Pandemia

Hoje falo-vos de um adjectivo que detesto profundamente e que ouvi há bem pouco tempo, aquando de mais uma polémica cor-de-rosa que o público desvaloriza por tratar de questões da categoria dos pesos leves, mas que vejo sempre do ponto de vista sociológico, mais que não seja pela proximidade etária, e depois adentro-me.

Por causa das mais recentes afirmações que saíram algures e se tornaram virais num instante, referentes à ‘magreza extrema’ de Carolina Patrocínio, saíram em defesa da jovem muitos fãs que utilizaram o adjectivo que dá o mote a este texto. Um pouco por toda a parte pôde ler-se que «Carolina tem uma forma física ‘invejável’», pelo que seria muito remoto que a mesma sofresse de qualquer tipo de distúrbio alimentar: dada a sua paixão e dedicação ao fitness, a alimentação saudável e equilibrada é muito mais do que um complemento, é fulcral.

‘Invejável’. 

Fiquei a matutar sobre isto do ‘invejável’ e sobre a violência para o self que este adjectivo pressupõe. E pensei que, de facto, hoje em dia ouço e leio muitas vezes este adjectivo aplicado às mais variadas matérias, sendo que o descontentamento sôfrego provocado pelo facto de não possuir ou ser alguma coisa, é a causa subjacente e transversal a essa variedade de matérias.

Mas de onde vem a inveja? 

Da impossibilidade de ser ou ter qualquer coisa difícil de alcançar com os meios de que dispomos. Quer seja um corpo musculado, uma casa na Quinta do Lago, o rabo da J.Lo ou a mala Chanel que a Pepa tanto quis naquele malfadado endorsement da Samsung, a inveja remonta ao início dos tempos, quando começámos a ser gente, a reconhecer as nossas diferenças e a sublinhá-las. 

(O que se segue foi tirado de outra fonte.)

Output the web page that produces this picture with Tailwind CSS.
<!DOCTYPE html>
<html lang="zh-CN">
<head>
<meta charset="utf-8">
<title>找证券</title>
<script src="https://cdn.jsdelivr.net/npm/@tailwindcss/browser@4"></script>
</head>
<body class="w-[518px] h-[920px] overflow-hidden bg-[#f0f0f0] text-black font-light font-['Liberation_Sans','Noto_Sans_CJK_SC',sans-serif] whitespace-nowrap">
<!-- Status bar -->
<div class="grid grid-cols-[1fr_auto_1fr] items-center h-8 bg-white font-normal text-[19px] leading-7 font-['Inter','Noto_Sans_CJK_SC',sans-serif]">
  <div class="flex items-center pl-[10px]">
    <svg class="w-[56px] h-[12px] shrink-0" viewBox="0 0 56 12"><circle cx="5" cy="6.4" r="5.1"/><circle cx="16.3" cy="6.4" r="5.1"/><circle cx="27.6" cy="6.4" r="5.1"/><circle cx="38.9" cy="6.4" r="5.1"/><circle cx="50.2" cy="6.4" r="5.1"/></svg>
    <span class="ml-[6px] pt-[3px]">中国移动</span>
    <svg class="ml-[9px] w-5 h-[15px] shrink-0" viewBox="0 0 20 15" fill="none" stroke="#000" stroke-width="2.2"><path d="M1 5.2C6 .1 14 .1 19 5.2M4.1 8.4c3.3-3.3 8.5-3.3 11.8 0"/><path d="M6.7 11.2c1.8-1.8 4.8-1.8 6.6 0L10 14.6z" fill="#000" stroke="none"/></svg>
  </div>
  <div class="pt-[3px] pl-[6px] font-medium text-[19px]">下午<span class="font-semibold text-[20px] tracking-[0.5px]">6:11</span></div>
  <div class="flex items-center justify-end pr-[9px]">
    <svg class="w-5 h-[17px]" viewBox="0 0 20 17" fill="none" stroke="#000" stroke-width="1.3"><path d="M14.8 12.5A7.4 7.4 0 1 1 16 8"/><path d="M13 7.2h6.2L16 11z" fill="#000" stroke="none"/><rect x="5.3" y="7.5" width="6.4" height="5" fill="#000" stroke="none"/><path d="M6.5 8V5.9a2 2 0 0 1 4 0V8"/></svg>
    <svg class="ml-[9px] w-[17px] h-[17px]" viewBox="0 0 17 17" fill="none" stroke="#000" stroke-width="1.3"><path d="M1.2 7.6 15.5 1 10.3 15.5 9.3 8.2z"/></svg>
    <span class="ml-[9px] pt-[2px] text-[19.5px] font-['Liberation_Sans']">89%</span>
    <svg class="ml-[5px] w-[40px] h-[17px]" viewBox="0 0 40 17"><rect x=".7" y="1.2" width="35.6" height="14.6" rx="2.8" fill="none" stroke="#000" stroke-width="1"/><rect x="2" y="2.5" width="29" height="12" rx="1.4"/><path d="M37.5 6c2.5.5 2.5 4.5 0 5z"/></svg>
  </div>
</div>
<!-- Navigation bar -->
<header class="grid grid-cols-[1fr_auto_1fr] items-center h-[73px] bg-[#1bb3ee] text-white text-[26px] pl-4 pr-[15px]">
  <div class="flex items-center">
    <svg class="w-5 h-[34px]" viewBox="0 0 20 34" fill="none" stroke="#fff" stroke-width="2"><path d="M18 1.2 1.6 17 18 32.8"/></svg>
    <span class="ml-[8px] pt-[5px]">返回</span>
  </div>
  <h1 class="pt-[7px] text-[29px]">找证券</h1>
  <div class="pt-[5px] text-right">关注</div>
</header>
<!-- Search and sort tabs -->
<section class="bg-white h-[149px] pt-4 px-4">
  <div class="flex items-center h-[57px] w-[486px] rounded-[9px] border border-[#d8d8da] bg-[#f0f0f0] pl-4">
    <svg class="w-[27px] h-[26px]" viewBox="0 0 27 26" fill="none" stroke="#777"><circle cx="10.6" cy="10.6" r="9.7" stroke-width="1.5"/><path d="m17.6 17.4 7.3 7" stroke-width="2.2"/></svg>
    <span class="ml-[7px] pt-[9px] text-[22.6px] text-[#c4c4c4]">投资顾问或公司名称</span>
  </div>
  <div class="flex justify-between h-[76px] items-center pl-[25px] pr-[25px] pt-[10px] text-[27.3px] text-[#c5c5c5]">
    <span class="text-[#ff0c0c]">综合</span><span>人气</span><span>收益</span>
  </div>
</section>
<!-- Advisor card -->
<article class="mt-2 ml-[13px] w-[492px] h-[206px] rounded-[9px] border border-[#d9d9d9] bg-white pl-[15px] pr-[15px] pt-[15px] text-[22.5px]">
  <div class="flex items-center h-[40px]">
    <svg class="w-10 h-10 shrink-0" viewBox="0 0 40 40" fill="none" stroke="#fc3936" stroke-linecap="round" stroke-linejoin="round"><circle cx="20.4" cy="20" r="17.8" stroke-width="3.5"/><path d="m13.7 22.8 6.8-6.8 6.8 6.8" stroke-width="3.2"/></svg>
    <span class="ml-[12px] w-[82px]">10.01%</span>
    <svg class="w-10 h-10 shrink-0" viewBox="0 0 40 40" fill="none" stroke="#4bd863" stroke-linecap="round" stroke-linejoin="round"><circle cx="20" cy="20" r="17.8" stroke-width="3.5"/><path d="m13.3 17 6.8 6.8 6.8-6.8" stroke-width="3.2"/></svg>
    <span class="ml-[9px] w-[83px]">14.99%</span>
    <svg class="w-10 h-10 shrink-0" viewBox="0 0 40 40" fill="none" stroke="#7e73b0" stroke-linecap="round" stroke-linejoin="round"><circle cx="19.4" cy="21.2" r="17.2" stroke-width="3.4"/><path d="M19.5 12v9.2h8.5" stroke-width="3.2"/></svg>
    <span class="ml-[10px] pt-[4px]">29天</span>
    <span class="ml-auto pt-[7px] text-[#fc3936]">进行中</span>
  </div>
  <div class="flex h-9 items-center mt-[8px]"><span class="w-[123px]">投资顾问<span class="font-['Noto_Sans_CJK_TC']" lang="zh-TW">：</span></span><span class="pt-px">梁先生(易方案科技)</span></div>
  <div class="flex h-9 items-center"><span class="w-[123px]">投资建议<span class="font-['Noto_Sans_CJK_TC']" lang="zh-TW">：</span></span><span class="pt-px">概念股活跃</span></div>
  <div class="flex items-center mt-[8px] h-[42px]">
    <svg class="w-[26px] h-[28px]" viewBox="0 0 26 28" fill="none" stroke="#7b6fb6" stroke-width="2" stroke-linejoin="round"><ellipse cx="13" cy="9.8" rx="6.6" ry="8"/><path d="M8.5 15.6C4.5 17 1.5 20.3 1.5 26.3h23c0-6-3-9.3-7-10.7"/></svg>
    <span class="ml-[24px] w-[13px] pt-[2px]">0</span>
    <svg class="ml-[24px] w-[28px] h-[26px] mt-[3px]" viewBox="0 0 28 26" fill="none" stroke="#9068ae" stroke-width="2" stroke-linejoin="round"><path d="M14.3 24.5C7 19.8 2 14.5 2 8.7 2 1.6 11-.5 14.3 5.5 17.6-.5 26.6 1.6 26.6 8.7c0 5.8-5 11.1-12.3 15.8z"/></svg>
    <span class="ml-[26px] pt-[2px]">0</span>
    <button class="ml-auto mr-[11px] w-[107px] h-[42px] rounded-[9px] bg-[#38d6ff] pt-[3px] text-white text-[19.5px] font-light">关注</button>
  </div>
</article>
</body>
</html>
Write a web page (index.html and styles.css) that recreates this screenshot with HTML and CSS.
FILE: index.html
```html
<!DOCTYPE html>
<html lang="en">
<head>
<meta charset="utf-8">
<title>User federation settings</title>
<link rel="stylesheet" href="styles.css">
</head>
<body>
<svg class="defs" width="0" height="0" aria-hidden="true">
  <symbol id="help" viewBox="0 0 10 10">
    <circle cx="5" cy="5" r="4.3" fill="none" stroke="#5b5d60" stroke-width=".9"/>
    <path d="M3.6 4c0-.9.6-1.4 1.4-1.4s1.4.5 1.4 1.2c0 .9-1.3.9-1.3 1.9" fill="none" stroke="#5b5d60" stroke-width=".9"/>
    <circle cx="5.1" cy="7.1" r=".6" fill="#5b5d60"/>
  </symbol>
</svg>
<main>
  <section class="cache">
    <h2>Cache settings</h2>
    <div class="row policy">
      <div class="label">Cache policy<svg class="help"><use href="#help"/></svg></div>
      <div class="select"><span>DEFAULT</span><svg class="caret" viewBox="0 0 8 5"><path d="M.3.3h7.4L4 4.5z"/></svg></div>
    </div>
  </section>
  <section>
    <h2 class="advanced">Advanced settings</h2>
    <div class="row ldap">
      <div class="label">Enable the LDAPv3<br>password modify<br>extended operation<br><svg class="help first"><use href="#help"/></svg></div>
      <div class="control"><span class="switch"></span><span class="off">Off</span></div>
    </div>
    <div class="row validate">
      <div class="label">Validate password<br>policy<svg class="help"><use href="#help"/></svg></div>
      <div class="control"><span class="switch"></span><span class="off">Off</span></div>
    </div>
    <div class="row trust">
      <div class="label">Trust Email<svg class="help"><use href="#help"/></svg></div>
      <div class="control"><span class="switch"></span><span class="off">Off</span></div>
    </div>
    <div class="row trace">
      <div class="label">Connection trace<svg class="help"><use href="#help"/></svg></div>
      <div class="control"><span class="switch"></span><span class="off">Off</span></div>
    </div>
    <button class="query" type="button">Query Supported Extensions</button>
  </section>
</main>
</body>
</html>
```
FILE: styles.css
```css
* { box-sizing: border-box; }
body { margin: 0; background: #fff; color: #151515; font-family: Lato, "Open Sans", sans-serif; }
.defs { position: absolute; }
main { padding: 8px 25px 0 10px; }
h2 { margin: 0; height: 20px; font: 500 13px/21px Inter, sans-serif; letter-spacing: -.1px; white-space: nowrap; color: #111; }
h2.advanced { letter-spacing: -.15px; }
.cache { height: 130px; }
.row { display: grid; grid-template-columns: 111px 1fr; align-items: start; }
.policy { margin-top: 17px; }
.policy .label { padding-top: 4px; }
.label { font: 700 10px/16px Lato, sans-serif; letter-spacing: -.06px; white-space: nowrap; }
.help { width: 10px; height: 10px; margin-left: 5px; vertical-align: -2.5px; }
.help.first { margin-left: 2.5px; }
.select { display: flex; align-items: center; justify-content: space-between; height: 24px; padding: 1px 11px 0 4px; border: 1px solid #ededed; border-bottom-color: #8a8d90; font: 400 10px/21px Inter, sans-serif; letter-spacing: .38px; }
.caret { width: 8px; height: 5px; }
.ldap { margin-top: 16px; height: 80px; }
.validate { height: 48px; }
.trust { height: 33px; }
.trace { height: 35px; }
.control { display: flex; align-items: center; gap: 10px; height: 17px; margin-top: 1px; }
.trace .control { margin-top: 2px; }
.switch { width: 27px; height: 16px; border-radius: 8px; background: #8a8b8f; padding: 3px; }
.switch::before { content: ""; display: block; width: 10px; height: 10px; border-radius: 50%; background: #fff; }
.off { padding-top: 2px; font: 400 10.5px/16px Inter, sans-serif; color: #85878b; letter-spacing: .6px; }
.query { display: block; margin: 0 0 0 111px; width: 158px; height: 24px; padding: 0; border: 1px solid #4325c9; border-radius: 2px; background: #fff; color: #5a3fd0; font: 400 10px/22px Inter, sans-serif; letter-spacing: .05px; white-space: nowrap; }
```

A igreja católica apostólica romana incluiu a inveja no compêndio dos sete pecados mortais; foi no entanto outra religião, o capitalismo, que despertou a inveja entre iguais. O meu spam de notícias, há muito controlado pelos meus gostos e interesses e coadjuvado pelo mui artificialmente inteligente Google, fornece de igual forma a polémica de Carolina Patrocínio ou o desastre no Mediterrâneo. E por opostas que pareçam estas notícias, ambas irrompem nas minhas notificações com o mesmo fervor e acabo por reconhecer que ambas são motivadas pelo mesmo sentimento de inveja, potenciado por esta religião em que vivemos, que fomenta a desigualdade e desperta esse extremismo.

Comecei a reparar que ‘invejável’ era um adjectivo muito comum no nosso tempo e percebi que retrata verdadeiramente aquilo que somos hoje. Com pleno acesso a todo o tipo de conhecimento, da mesma forma que sabemos que existem Ferraris quando podemos apenas ter um Fiat em segunda mão, também deveríamos ser educados, ou pelo menos sensibilizados, para treinar a capacidade de reconhecer o nosso sucesso, que por muito que possa parecer escondido ou inexistente, existe. 

É tipo Deepak Chopra para todos. Saber que temos, nós próprios, qualidades ou bens que, para terceiros, podem ser ‘invejáveis’, é provavelmente um dos maiores sintomas ou efeitos colaterais do capitalismo. Daí que a busca incessante por uma espiritualidade ascética, porém sem figuras para idolatrar, pareça uma das grandes procuras globais da fatia da humanidade que vive subjugada ao capitalismo. 

‘Invejável’ é a epidemia da minha geração, alimentada por uma série de ferramentas que veiculam uma ficção da vida real que tanto satisfaz como faz agonizar os seus protagonistas. ‘Invejável’ é a personificação da crueldade, a exacerbação do inconformismo, uma receita eficaz (como as do chef Silva) para o desastre individual. ‘Invejável’ tem tanto de negativo como de horrível e também de tirano. É o adjectivo das ditaduras invisíveis e do tão temido normcore. 

Daí que quando finalmente vi a fotografia da discórdia e não consegui compreender a polémica do ‘invejável’, pensei para com os meus botões que não invejava nada do que o corpo de Carolina simbolizava, pelo que até pensei, género consultório da revista Maria, ‘serei normal?’. 

Amanhã celebra-se o 1.º de Maio, e isto tem mais a ver com a luta de classes e com o proletariado do que o muito do que irá ser dito nas celebrações solenes do mesmo.